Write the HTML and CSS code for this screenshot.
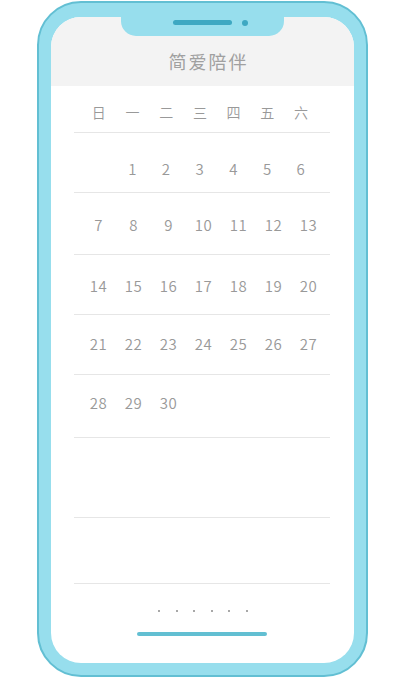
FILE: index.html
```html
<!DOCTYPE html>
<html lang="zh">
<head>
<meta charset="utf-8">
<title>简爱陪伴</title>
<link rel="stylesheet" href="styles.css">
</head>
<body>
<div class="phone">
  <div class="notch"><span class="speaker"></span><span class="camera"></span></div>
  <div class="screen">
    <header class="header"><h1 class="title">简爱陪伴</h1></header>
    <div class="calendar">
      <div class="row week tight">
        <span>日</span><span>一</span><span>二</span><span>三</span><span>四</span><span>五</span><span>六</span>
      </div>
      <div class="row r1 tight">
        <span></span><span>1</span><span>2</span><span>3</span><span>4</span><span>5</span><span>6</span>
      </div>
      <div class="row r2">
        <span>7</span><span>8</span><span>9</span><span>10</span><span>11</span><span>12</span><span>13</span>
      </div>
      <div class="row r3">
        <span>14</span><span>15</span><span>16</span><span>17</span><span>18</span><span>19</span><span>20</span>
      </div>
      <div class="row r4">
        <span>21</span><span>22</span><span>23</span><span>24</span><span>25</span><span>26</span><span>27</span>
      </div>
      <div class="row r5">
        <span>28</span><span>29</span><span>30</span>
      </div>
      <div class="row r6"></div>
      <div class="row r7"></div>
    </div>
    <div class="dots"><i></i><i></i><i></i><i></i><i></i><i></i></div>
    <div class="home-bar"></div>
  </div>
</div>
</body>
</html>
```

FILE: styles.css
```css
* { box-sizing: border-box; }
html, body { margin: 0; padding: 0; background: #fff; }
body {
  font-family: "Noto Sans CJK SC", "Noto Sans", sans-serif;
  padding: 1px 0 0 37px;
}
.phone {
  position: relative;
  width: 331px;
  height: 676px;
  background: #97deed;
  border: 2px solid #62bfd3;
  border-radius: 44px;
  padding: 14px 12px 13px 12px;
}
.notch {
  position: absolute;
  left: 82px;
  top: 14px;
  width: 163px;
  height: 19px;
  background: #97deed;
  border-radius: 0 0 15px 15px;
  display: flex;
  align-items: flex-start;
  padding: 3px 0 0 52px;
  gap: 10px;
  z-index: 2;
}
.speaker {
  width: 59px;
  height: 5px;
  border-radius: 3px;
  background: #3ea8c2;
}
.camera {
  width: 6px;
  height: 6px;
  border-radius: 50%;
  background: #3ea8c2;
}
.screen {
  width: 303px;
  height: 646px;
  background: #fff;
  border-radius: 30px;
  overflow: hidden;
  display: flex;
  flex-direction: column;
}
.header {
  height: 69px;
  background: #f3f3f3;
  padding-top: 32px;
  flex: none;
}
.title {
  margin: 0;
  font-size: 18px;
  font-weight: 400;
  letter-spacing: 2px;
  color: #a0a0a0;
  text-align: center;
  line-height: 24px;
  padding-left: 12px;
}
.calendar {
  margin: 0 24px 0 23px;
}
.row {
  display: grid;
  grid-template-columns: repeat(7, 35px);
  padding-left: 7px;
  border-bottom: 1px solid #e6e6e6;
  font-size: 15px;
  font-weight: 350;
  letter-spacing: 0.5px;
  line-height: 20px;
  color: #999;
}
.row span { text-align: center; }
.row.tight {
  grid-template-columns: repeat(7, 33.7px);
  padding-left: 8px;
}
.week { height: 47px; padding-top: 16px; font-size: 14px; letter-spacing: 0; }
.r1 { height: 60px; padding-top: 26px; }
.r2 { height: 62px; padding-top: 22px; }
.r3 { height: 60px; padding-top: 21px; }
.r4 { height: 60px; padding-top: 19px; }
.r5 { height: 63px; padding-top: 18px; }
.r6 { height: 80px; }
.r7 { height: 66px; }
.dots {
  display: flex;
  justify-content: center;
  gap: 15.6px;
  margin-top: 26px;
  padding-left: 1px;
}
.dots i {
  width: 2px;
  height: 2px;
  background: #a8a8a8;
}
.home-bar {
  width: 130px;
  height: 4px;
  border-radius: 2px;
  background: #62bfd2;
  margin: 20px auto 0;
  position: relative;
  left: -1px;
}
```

■ **Directive**: Omit the pictures and reproduce the listing exactly.

■ **Result**:
Write the HTML and CSS code for this screenshot.
FILE: index.html
```html
<!DOCTYPE html>
<html lang="zh">
<head>
<meta charset="utf-8">
<title>简爱陪伴</title>
<link rel="stylesheet" href="styles.css">
</head>
<body>
<div class="phone">
  <div class="notch"><span class="speaker"></span><span class="camera"></span></div>
  <div class="screen">
    <header class="header"><h1 class="title">简爱陪伴</h1></header>
    <div class="calendar">
      <div class="row week tight">
        <span>日</span><span>一</span><span>二</span><span>三</span><span>四</span><span>五</span><span>六</span>
      </div>
      <div class="row r1 tight">
        <span></span><span>1</span><span>2</span><span>3</span><span>4</span><span>5</span><span>6</span>
      </div>
      <div class="row r2">
        <span>7</span><span>8</span><span>9</span><span>10</span><span>11</span><span>12</span><span>13</span>
      </div>
      <div class="row r3">
        <span>14</span><span>15</span><span>16</span><span>17</span><span>18</span><span>19</span><span>20</span>
      </div>
      <div class="row r4">
        <span>21</span><span>22</span><span>23</span><span>24</span><span>25</span><span>26</span><span>27</span>
      </div>
      <div class="row r5">
        <span>28</span><span>29</span><span>30</span>
      </div>
      <div class="row r6"></div>
      <div class="row r7"></div>
    </div>
    <div class="dots"><i></i><i></i><i></i><i></i><i></i><i></i></div>
    <div class="home-bar"></div>
  </div>
</div>
</body>
</html>
```

FILE: styles.css
```css
* { box-sizing: border-box; }
html, body { margin: 0; padding: 0; background: #fff; }
body {
  font-family: "Noto Sans CJK SC", "Noto Sans", sans-serif;
  padding: 1px 0 0 37px;
}
.phone {
  position: relative;
  width: 331px;
  height: 676px;
  background: #97deed;
  border: 2px solid #62bfd3;
  border-radius: 44px;
  padding: 14px 12px 13px 12px;
}
.notch {
  position: absolute;
  left: 82px;
  top: 14px;
  width: 163px;
  height: 19px;
  background: #97deed;
  border-radius: 0 0 15px 15px;
  display: flex;
  align-items: flex-start;
  padding: 3px 0 0 52px;
  gap: 10px;
  z-index: 2;
}
.speaker {
  width: 59px;
  height: 5px;
  border-radius: 3px;
  background: #3ea8c2;
}
.camera {
  width: 6px;
  height: 6px;
  border-radius: 50%;
  background: #3ea8c2;
}
.screen {
  width: 303px;
  height: 646px;
  background: #fff;
  border-radius: 30px;
  overflow: hidden;
  display: flex;
  flex-direction: column;
}
.header {
  height: 69px;
  background: #f3f3f3;
  padding-top: 32px;
  flex: none;
}
.title {
  margin: 0;
  font-size: 18px;
  font-weight: 400;
  letter-spacing: 2px;
  color: #a0a0a0;
  text-align: center;
  line-height: 24px;
  padding-left: 12px;
}
.calendar {
  margin: 0 24px 0 23px;
}
.row {
  display: grid;
  grid-template-columns: repeat(7, 35px);
  padding-left: 7px;
  border-bottom: 1px solid #e6e6e6;
  font-size: 15px;
  font-weight: 350;
  letter-spacing: 0.5px;
  line-height: 20px;
  color: #999;
}
.row span { text-align: center; }
.row.tight {
  grid-template-columns: repeat(7, 33.7px);
  padding-left: 8px;
}
.week { height: 47px; padding-top: 16px; font-size: 14px; letter-spacing: 0; }
.r1 { height: 60px; padding-top: 26px; }
.r2 { height: 62px; padding-top: 22px; }
.r3 { height: 60px; padding-top: 21px; }
.r4 { height: 60px; padding-top: 19px; }
.r5 { height: 63px; padding-top: 18px; }
.r6 { height: 80px; }
.r7 { height: 66px; }
.dots {
  display: flex;
  justify-content: center;
  gap: 15.6px;
  margin-top: 26px;
  padding-left: 1px;
}
.dots i {
  width: 2px;
  height: 2px;
  background: #a8a8a8;
}
.home-bar {
  width: 130px;
  height: 4px;
  border-radius: 2px;
  background: #62bfd2;
  margin: 20px auto 0;
  position: relative;
  left: -1px;
}
```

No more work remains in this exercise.